We're happy to release this white paper for free. Our Chinese-language version, with greater detail and in-depth analysis, is available for purchase.

If you want to learn more about the Chinese energy storage market, contact us.

CNESA Demand Response Pilot Goes Online

Summer heat in Beijing. Credit: timquijano

Summer heat in Beijing. Credit: timquijano

On August 12th, 2015, the Beijing Demand Response Pilot program went online for the first time, as peak load in Beijing reached 18,430 megawatts – a new record. The round of demand response reduced load by about 70 megawatts, helping to ease pressure on the grid.

High summer temperatures led to another record-breaking load on the following day, reaching 18,560 gigawatts. To relieve grid stress, the Beijing Development and Reform Commission (BDRC) and the Beijing Energy Conservation and Environmental Protection Center (BEEC) issued an order to mobilize load integrators to begin reducing load. In the end, load was reduced by about 66 megawatts.

CNESA was the first organization to be recognized as a load integrator in Beijing, so when the dispatch order was given, we helped users engage in demand response. This instance of demand response came through the city’s Demand-Side Comprehensive Management Service Platform, which announced the response action in advance. Our load integration platform received the order and confirmed receipt. This instance demonstrated the capability of CNESA’s demand response platform to seamlessly receive top-down orders, and then divide responsibility and delegate to users. The system also successfully collected data and conducted analysis on user performance.

CNESA is working with the BDRC and BEEC to further improve this pilot program and make the most of our platform. We will learn from the experience of other integrators and improve the platform’s functionality to provide a convenient experience for a growing number of users. We’re also actively exploring how to establish long-term demand response mechanisms so that we can do our part in improving demand response in Beijing.

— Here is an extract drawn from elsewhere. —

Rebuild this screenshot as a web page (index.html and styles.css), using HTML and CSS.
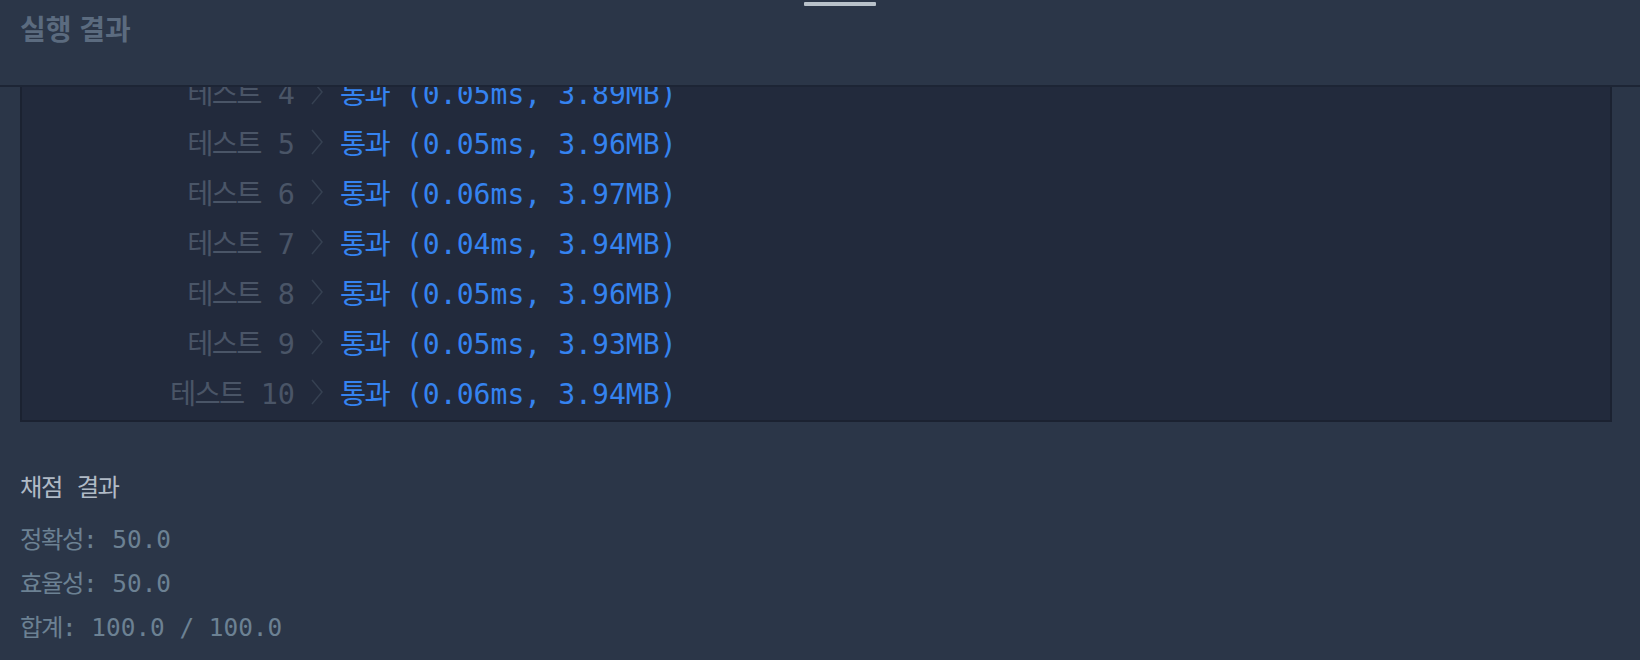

User demand curve shown on CNESA demand response platform interface

Beijing Demand Response Pilot Program

CNESA is helping the government achieve lower peak loads. Here's how.

Photo: robert anders

Since the promulgation of the Beijing Demand-side Management Pilot Program Financial Incentive Fund Management Guidelines in 2013, demand response programs have been subsidized by the Beijing Ministry of Finance. By the end of 2015, these programs are expected to bring about a total demand reduction of 150 MW from peak loads. The government has chosen to play a leading role in forming supporting pilot institutions that include both energy services companies and consumers.

Our Role

The Beijing development commission has entrusted CNESA to implement a demand response pilot program. As the first organization authorized to manage load integration, CNESA is responsible for developing a demand-side management platform and encouraging qualified consumers to participate. The Commission will provide subsidies to participating organizations.

CNESA has made progress towards achieving improved demand response by:

  1. Exploring the peak shifting potential among electricity consumers
  2. Guiding consumers on how to reduce consumption through behavioral changes
  3. Establishing a demand response platform

CNESA is currently in the process of attracting qualified consumers to join this DSM platform and creating a DSM data infrastructure to manage peak loads.

The demand response platform is critical to achieving demand-side management in the Chinese electricity market. It will help promote demand response across the grid and help establish DSM implementation mechanisms throughout the country. The platform will also demonstrate how consumers can benefit from the market by changing their usage behavior.

CNESA has partnered with ENERBOS, an energy software service provider, to design the platform’s back-end database and develop web applications to link with existing platforms (grid platforms, the CNESA network, and energy consumer platforms), and test functionality.

How it Works

The platform aggregates demand reduction goals from the grid dispatcher and publishes a reduction plan for consumers – including key information such as reduction amount, date and time, relevant areas, subsidy payments, etc. – so that consumers can decide how to reduce demand based on their capabilities and needs. The platform will then confirm which electricity providers and consumers will participate. The platform will monitor the load curve during implementation to evaluate participant performance and calculate subsidies. Lastly, the platform will use this data to guide and improve future actions.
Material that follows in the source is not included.